We embarked on our first canning experience, N and I, and it was sort of fun while at the same time sort of challenging. It didn't help that it's been scorching hot and we had to toil over a hot boiling pot, but with greater challenge comes greater reward, right? We had a bumper crop of green beans, and rather than give them all away or let them go to waste, we tried out hand at canning them. N wanted to help, so it was bonus activity that engaged him while getting things done around the house. As a SAHD, you live for these sort of activities.

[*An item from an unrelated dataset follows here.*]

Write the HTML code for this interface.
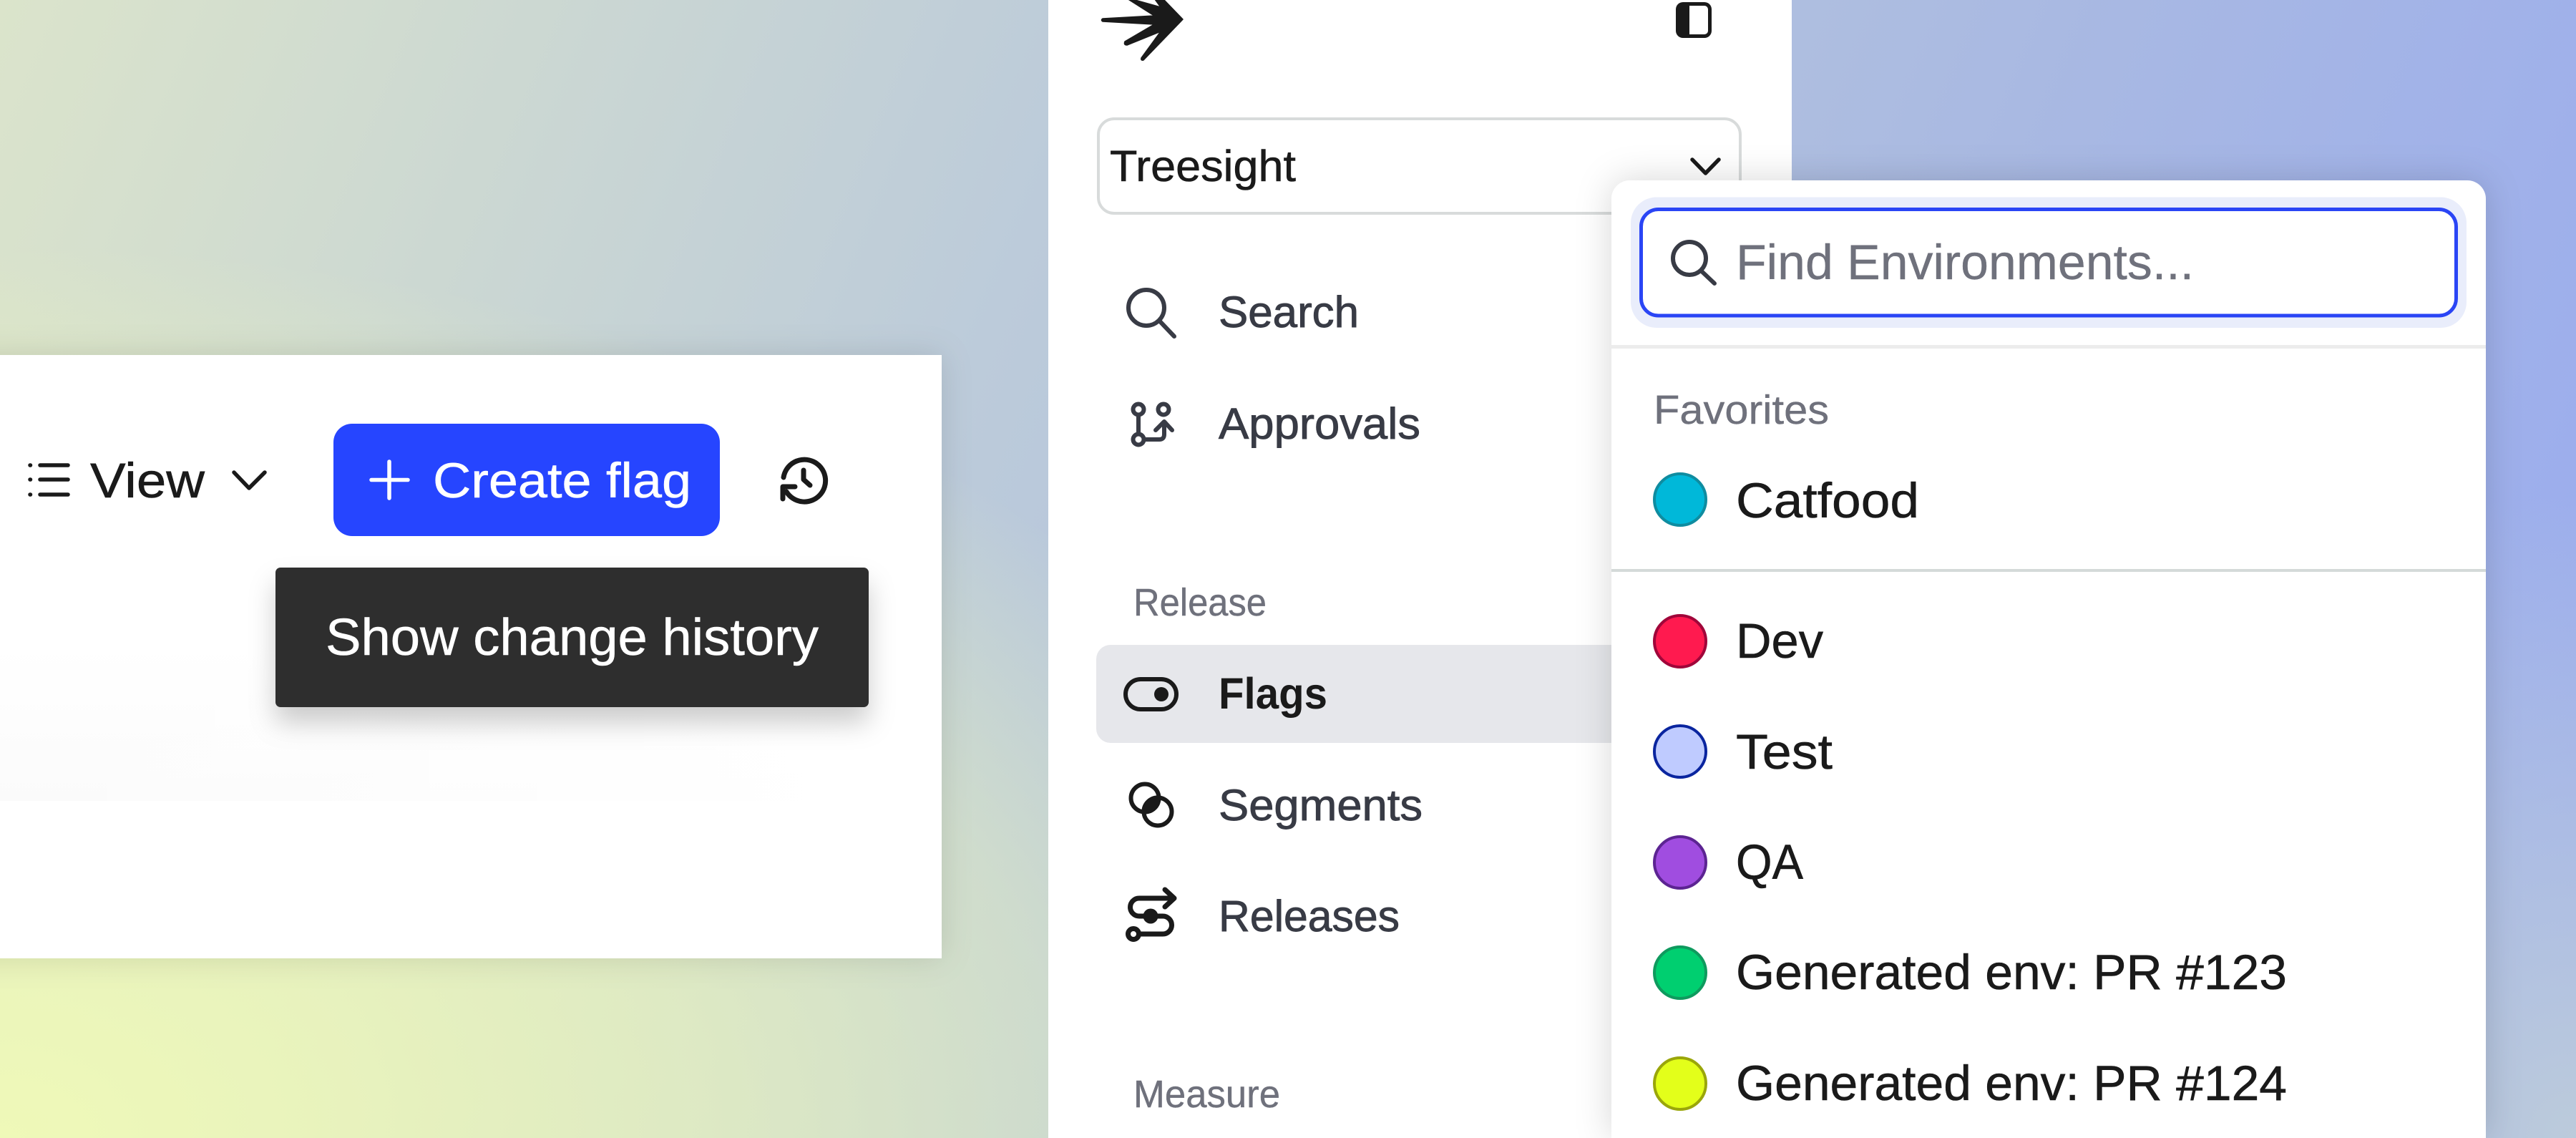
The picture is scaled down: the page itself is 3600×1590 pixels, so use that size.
<!DOCTYPE html>
<html><head><meta charset="utf-8"><title>Treesight flags</title>
<style>
html,body{margin:0;padding:0;width:3600px;height:1590px;overflow:hidden}
body{position:relative;background:
radial-gradient(2000px 1250px at 0 1590px,#eff9b8 0,rgba(239,249,184,.65) 50%,rgba(239,249,184,.42) 75%,rgba(239,249,184,0) 100%),
radial-gradient(900px 900px at 3600px 1590px,#bccbdb 0,rgba(188,203,219,0) 100%),
linear-gradient(112deg,#dbe4cb 0,#bccbda 37%,#a9b9e2 68%,#98aaf0 100%)}
svg{position:absolute;left:0;top:0;display:block}
text{font-family:"Liberation Sans",sans-serif;fill:#1a1a1a;stroke:#1a1a1a;stroke-width:.6}
text.w{fill:#fff;stroke:#fff}
text.g{fill:#6f717c;stroke:#6f717c;stroke-width:.4}
text.n{fill:#383b45;stroke:#383b45;stroke-width:.9}
.i{fill:none;stroke-linecap:round;stroke-linejoin:round}
</style></head><body>
<svg width="3600" height="1590" viewBox="0 0 3600 1590" xmlns="http://www.w3.org/2000/svg">
<defs>
<filter id="s1" x="-10%" y="-20%" width="120%" height="140%"><feDropShadow dx="0" dy="0" stdDeviation="22" flood-color="#000" flood-opacity=".12"/></filter>
<filter id="s2" x="-15%" y="-30%" width="130%" height="170%"><feDropShadow dx="0" dy="22" stdDeviation="18" flood-color="#000" flood-opacity=".2"/></filter>
<filter id="s3" x="-10%" y="-10%" width="120%" height="120%"><feDropShadow dx="0" dy="0" stdDeviation="25" flood-color="#000" flood-opacity=".16"/></filter>
<linearGradient id="band" x1="0" y1="0" x2="0" y2="1"><stop offset="0" stop-color="#fbfbfb" stop-opacity="0"/><stop offset="1" stop-color="#fbfbfb"/></linearGradient>
<linearGradient id="bandx" x1="0" y1="0" x2="1" y2="0"><stop offset="0" stop-color="#fff" stop-opacity="0"/><stop offset="1" stop-color="#fff"/></linearGradient>
<clipPath id="c1"><circle cx="1600" cy="1115" r="22.500"/></clipPath>
</defs>

<!-- left panel -->
<rect x="-60" y="496" width="1376" height="843" fill="#fff" filter="url(#s1)"/>
<rect x="0" y="900" width="1200" height="219" fill="url(#band)"/>
<rect x="0" y="900" width="1200" height="219" fill="url(#bandx)"/>

<g class="i" stroke="#1a1a1a" stroke-width="5.5">
<path d="M56 650H95M56 670H95M56 691H95"/>
<path d="M42 650h.5M42 670h.5M42 691h.5"/>
<path d="M327 660L348 682L370 660"/>
</g>
<text x="126" y="695" font-size="69" textLength="160" lengthAdjust="spacingAndGlyphs">View</text>

<rect x="466" y="592" width="540" height="157" rx="26" fill="#2645ff"/>
<path class="i" stroke="#fff" stroke-width="5.5" d="M544 645V696M519 670.500H570"/>
<text class="w" x="605" y="695" font-size="69" textLength="361" lengthAdjust="spacingAndGlyphs">Create flag</text>

<g class="i" stroke="#1a1a1a" stroke-width="7">
<path d="M1095 667A29.500 29.500 0 1 1 1099 687"/>
<path d="M1111 680H1094V697"/>
<path d="M1123 657V670L1132 678"/>
</g>

<rect x="385" y="793" width="829" height="195" rx="7" fill="#2d2d2d" filter="url(#s2)"/>
<text class="w" x="455" y="915" font-size="72" textLength="689" lengthAdjust="spacingAndGlyphs">Show change history</text>

<!-- sidebar -->
<rect x="1465" y="0" width="1039" height="1590" fill="#fff"/>
<path fill="#1a1a1a" stroke="#1a1a1a" stroke-width="1.500" stroke-linejoin="round" d="M1653 27L1598 84Q1594 85 1595 81L1622 44L1575 63Q1570 63 1572 58L1613 34L1541 30Q1538 28 1541 26L1613 22L1572 -4L1622 10L1595 -27L1598 -30Z"/>
<path fill-rule="evenodd" fill="#1a1a1a" d="M2352 3H2382A10 10 0 0 1 2392 13V43A10 10 0 0 1 2382 53H2352A10 10 0 0 1 2342 43V13A10 10 0 0 1 2352 3ZM2361 8V48H2382A5 5 0 0 0 2387 43V13A5 5 0 0 0 2382 8Z"/>

<rect x="1535" y="166" width="897" height="132" rx="22" fill="#fff" stroke="#d8dbdb" stroke-width="4"/>
<text x="1551" y="253" font-size="61" textLength="260" lengthAdjust="spacingAndGlyphs">Treesight</text>
<path class="i" stroke="#1a1a1a" stroke-width="5.500" d="M2365 223L2383.500 242L2402 223"/>

<g class="i" stroke="#383b45" stroke-width="6">
<circle cx="1602" cy="430" r="25"/>
<path d="M1621 449L1641 470"/>
<circle cx="1591" cy="572" r="7.500"/><circle cx="1626" cy="572" r="7.500"/><circle cx="1591" cy="614" r="7.500"/>
<path d="M1591 580V606M1599 614H1620Q1627 614 1627 607V590M1615 601L1627 589L1638 601"/>
</g>
<text class="n" x="1703" y="457" font-size="61" textLength="196" lengthAdjust="spacingAndGlyphs">Search</text>
<text class="n" x="1703" y="613" font-size="61" textLength="282" lengthAdjust="spacingAndGlyphs">Approvals</text>

<text class="g" x="1584" y="860" font-size="54" textLength="186" lengthAdjust="spacingAndGlyphs">Release</text>
<rect x="1532" y="901" width="760" height="137" rx="20" fill="#e6e7eb"/>

<g class="i" stroke="#1a1a1a" stroke-width="6">
<rect x="1573" y="949" width="71" height="42" rx="21"/>
<circle cx="1618" cy="1134" r="19.500"/>
<circle cx="1600" cy="1115" r="19.500"/>
<g stroke-width="7">
<path d="M1592 1305H1625A12.500 12.500 0 0 0 1625 1280H1592A12.500 12.500 0 0 1 1592 1255H1640M1628 1243L1641 1255L1628 1267"/>
<circle cx="1584" cy="1305" r="7.500"/>
</g>
</g>
<circle cx="1623" cy="970" r="10" fill="#1a1a1a"/>
<circle cx="1618" cy="1134" r="22.500" fill="#1a1a1a" clip-path="url(#c1)"/>
<circle cx="1608" cy="1280" r="10.500" fill="#1a1a1a"/>

<text x="1703" y="990" font-size="61" font-weight="700" textLength="152" lengthAdjust="spacingAndGlyphs" style="stroke-width:0">Flags</text>
<text class="n" x="1703" y="1146" font-size="61" textLength="285" lengthAdjust="spacingAndGlyphs">Segments</text>
<text class="n" x="1703" y="1301" font-size="61" textLength="253" lengthAdjust="spacingAndGlyphs">Releases</text>
<text class="g" x="1584" y="1547" font-size="54" textLength="205" lengthAdjust="spacingAndGlyphs">Measure</text>

<!-- dropdown -->
<path d="M2278 252H3448A26 26 0 0 1 3474 278V1590H2252V278A26 26 0 0 1 2278 252Z" fill="#fff" filter="url(#s3)"/>
<rect x="2279" y="275.500" width="1168" height="182.500" rx="36" fill="#e9edfb"/>
<rect x="2293.500" y="292.500" width="1139" height="148.500" rx="24" fill="#fff" stroke="#2a45f5" stroke-width="5"/>
<g class="i" stroke="#383b45" stroke-width="6">
<circle cx="2361" cy="361" r="23"/>
<path d="M2378 379L2396 396"/>
</g>
<text class="g" x="2426" y="390" font-size="69" textLength="640" lengthAdjust="spacingAndGlyphs">Find Environments...</text>
<rect x="2252" y="482" width="1222" height="5" fill="#ececec"/>
<text class="g" x="2311" y="592" font-size="57" textLength="245" lengthAdjust="spacingAndGlyphs">Favorites</text>
<circle cx="2348" cy="698" r="36" fill="#00b8d9" stroke="#0f8ca0" stroke-width="4"/>
<text x="2426" y="723" font-size="69" textLength="256" lengthAdjust="spacingAndGlyphs">Catfood</text>
<rect x="2252" y="795" width="1222" height="4" fill="#d4dad9"/>

<circle cx="2348" cy="896" r="36" fill="#ff1a4f" stroke="#a0063a" stroke-width="4"/>
<text x="2426" y="919" font-size="69" textLength="122" lengthAdjust="spacingAndGlyphs">Dev</text>
<circle cx="2348" cy="1050" r="36" fill="#bfcbff" stroke="#0a259f" stroke-width="4"/>
<text x="2426" y="1074" font-size="69" textLength="135" lengthAdjust="spacingAndGlyphs">Test</text>
<circle cx="2348" cy="1205" r="36" fill="#a04de0" stroke="#5c2492" stroke-width="4"/>
<text x="2426" y="1228" font-size="69" textLength="94" lengthAdjust="spacingAndGlyphs">QA</text>
<circle cx="2348" cy="1359" r="36" fill="#00cf70" stroke="#0f9a5e" stroke-width="4"/>
<text x="2426" y="1382" font-size="69" textLength="770" lengthAdjust="spacingAndGlyphs">Generated env: PR #123</text>
<circle cx="2348" cy="1514" r="36" fill="#e3ff1a" stroke="#9aa60a" stroke-width="4"/>
<text x="2426" y="1537" font-size="69" textLength="770" lengthAdjust="spacingAndGlyphs">Generated env: PR #124</text>
</svg>
</body></html>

Now the beans were fairly big, and would have fit better in the large jars, but they are so big and sometimes seem like too much stuff. So I went with medium ones, which I like better and are a better serving size. This, however, meant that I had to cut the beans to size. After the beans were washed and ready, I boiled the jars and let them dry, then got the ingredients ready to make it easier for N to just add them accordingly. You realize how much food goes into canning because we started off with a ton of beans and actually ran out of them before we used up the jars. I ended up splitting up one of the bottles into the others because there wasn't enough.

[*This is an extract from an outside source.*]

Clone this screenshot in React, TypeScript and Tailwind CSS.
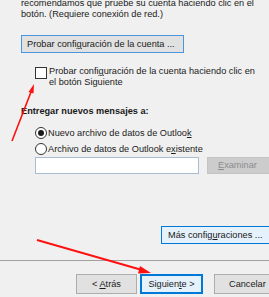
import React from "react";

export default function App() {
  return (
    <div
      className="relative w-[269px] h-[297px] overflow-hidden bg-[#f0f0f0] text-[9.2px] leading-[11px] text-[#1a1a1a] whitespace-nowrap"
      style={{ fontFamily: '"Liberation Sans", Arial, sans-serif' }}
    >
      <div className="pl-[21px] mt-[-2px]">
        <p>recomendamos que pruebe su cuenta haciendo clic en el</p>
        <p>botón. (Requiere conexión de red.)</p>
      </div>

      <div className="pl-[21px] mt-[15px]">
        <button className="w-[163px] h-[18px] border border-[#4c94dc] bg-[#e1e1e1] text-left pl-[5px] leading-[16px]">
          Probar confi<span className="underline">g</span>uración de la cuenta ...
        </button>
      </div>

      <div className="flex pl-[35px] mt-[13px] gap-[2px]">
        <span className="mt-[1px] w-[12px] h-[12px] shrink-0 border border-[#333] bg-white" />
        <p>
          Probar confi<span className="underline">g</span>uración de la cuenta haciendo clic en
          <br />
          el botón Siguiente
        </p>
      </div>

      <p className="pl-[21px] mt-[18px] font-bold">Entregar nuevos mensajes a:</p>

      <div className="pl-[35px] mt-[10px] flex flex-col gap-[4px]">
        <div className="flex items-center gap-[1px]">
          <span className="w-[12px] h-[12px] rounded-full border border-[#333] bg-white flex items-center justify-center">
            <span className="w-[6px] h-[6px] rounded-full bg-[#1a1a1a]" />
          </span>
          <span>
            Nuevo archivo de datos de Outloo<span className="underline">k</span>
          </span>
        </div>
        <div className="flex items-center gap-[1px]">
          <span className="w-[12px] h-[12px] rounded-full border border-[#333] bg-white" />
          <span>
            Archivo de datos de Outlook e<span className="underline">x</span>istente
          </span>
        </div>
      </div>

      <div className="flex pl-[35px] mt-[2px] gap-[8px]">
        <div className="w-[164px] h-[17px] shrink-0 border border-[#a8bdd2] bg-white" />
        <button className="w-[70px] h-[17px] shrink-0 border border-[#c4c4c4] bg-[#cccccc] text-[#8c8c8c] text-left pl-[10px] leading-[15px]">
          <span className="underline">E</span>xaminar
        </button>
      </div>

      <div className="flex justify-end mt-[52px] mr-[-20px]">
        <button className="w-[128px] h-[18px] shrink-0 border border-[#0078d7] bg-[#e5f1fb] text-left pl-[6px] leading-[16px]">
          Más config<span className="underline">u</span>raciones ...
        </button>
      </div>

      <div className="mt-[16px] h-[2px] border-t border-[#a0a0a0] border-b-white" />

      <div className="flex mt-[12px] pl-[76px] gap-[3px]">
        <button className="w-[61px] h-[20px] shrink-0 border border-[#adadad] bg-[#e1e1e1] leading-[18px]">
          &lt; <span className="underline">A</span>trás
        </button>
        <button className="w-[63px] h-[20px] shrink-0 border-2 border-[#0078d7] bg-[#e5f1fb] leading-[16px]">
          Siguien<span className="underline">t</span>e &gt;
        </button>
        <button className="ml-[8px] w-[62px] h-[20px] shrink-0 border border-[#adadad] bg-[#e1e1e1] leading-[18px] text-left pl-[14px]">
          Cancelar
        </button>
      </div>

      <svg className="absolute inset-0 pointer-events-none" width="269" height="297" viewBox="0 0 269 297">
        <line x1="12" y1="141" x2="31" y2="92" stroke="#ff1010" strokeWidth="1.6" />
        <polygon points="34,84 28.5,92 33.5,93.5" fill="#ff1010" />
        <line x1="37" y1="240" x2="142" y2="270" stroke="#ff1010" strokeWidth="2" />
        <polygon points="151,273 140,266 138,273.5" fill="#ff1010" />
      </svg>
    </div>
  );
}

I fudged the seasoning a little. We didn't have fresh dill, and a trip to Price Chopper proved to be fruitless. I didn't use canning salt but used some kosher salt that had no additives in it, which I believe is what canning salt is. Again, when I inquired at Price Chopper, they didn't really know what they were talking about. The recipe called for making them spicy with red pepper, which I omitted, and added peppercorns, instead. Also, I seem to see little round things in pickle jars which I take to be mustard seed, so I added some of that. Then the garlic.

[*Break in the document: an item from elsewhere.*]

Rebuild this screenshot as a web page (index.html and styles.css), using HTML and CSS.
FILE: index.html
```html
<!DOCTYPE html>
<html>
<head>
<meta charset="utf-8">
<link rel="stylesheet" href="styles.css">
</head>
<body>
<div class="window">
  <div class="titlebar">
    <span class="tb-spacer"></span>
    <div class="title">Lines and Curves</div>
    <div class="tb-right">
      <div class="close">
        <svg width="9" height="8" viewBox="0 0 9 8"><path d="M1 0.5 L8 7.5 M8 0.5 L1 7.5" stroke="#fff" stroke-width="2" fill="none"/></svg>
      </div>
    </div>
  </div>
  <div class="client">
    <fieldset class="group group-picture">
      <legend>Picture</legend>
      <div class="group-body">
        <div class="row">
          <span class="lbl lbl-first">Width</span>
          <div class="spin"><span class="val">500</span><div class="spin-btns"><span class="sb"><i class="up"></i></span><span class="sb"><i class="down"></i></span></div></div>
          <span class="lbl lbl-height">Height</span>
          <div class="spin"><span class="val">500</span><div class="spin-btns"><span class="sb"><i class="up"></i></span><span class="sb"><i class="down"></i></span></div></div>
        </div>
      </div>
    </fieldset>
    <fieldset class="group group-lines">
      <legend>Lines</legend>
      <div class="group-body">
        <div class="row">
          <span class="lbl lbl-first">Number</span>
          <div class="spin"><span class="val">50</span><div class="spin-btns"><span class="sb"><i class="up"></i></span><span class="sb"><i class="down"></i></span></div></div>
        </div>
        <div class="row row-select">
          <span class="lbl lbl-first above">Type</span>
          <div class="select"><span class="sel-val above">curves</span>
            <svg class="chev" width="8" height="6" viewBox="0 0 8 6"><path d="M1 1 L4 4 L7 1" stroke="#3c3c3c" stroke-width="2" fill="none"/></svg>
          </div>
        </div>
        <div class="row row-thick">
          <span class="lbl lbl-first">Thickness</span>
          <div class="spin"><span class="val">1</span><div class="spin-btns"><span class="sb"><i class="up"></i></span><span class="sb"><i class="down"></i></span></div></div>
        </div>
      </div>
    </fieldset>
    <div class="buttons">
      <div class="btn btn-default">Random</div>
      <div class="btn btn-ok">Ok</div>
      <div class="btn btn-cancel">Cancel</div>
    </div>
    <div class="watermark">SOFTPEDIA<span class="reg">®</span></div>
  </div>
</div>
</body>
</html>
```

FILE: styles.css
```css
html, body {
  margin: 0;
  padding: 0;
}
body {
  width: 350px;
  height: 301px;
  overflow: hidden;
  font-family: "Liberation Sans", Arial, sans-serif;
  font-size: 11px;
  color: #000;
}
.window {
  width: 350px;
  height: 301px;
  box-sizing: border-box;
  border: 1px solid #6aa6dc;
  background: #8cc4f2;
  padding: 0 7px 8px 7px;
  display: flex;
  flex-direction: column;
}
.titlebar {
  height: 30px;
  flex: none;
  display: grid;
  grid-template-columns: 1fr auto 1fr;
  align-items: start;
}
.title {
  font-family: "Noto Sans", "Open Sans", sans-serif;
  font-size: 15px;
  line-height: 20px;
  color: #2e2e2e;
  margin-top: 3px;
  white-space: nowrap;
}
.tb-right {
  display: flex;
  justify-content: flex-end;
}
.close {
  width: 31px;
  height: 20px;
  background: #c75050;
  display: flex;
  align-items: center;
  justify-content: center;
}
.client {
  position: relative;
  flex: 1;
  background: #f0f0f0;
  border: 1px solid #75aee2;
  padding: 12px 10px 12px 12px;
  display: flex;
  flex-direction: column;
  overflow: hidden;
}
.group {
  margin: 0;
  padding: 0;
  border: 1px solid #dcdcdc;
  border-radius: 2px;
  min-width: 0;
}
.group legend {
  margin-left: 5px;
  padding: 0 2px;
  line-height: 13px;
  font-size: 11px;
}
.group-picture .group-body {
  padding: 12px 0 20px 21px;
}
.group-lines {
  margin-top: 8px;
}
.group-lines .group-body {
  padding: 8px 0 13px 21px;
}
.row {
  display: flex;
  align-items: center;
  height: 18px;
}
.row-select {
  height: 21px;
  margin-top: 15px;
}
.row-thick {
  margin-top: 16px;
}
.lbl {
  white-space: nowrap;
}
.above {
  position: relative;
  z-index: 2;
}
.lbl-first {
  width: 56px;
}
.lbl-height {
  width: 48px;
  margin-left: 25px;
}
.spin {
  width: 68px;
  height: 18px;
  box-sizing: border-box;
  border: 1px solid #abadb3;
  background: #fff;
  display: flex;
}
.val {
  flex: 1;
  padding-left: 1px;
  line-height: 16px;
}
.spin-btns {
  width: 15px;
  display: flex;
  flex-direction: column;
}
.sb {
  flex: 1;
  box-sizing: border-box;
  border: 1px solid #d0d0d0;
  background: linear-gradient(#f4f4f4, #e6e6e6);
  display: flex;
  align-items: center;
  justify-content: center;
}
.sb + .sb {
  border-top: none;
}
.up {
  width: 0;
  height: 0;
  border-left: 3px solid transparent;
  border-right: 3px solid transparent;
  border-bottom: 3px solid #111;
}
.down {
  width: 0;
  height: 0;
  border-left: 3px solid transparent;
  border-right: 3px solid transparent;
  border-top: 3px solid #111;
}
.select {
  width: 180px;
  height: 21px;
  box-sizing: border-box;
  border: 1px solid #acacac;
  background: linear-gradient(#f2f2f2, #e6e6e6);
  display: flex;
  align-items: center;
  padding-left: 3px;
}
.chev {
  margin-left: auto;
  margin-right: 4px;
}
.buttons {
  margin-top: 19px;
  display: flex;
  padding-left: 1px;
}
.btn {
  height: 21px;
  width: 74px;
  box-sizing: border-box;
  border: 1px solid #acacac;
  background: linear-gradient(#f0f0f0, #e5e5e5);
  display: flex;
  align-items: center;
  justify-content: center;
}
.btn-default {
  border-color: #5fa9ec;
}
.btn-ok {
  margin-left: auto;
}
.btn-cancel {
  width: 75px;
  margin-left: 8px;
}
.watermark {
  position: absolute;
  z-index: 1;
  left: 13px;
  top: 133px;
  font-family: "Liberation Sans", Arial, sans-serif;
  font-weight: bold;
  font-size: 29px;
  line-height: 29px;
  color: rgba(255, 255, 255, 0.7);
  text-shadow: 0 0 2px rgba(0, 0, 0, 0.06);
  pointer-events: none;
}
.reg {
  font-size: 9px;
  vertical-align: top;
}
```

Or rather, I should N added them to the jars, then stuffed in the green beans. He did a great job and takes these tasks very seriously. Once they were done, the protocol says to heat the jars so that they don't crack when you add the hot liquid, but I think this was overkill. And it made the job harder because you had to do it in the boiler, which is a pain, especially when it's hot outside. One jar fell over and water got in, which bummed me out, but such is life. I had to pour off the excess water.
We got the jars done, they boiled for 10 minutes, and of course my mentor showed up at that time and threw a wrench into things, but you can't keep your mentor waiting. The beans turned out nicely, though they say not to eat them for at least two weeks, even though I'm itching to try them now. Maybe when we get back from our vacation.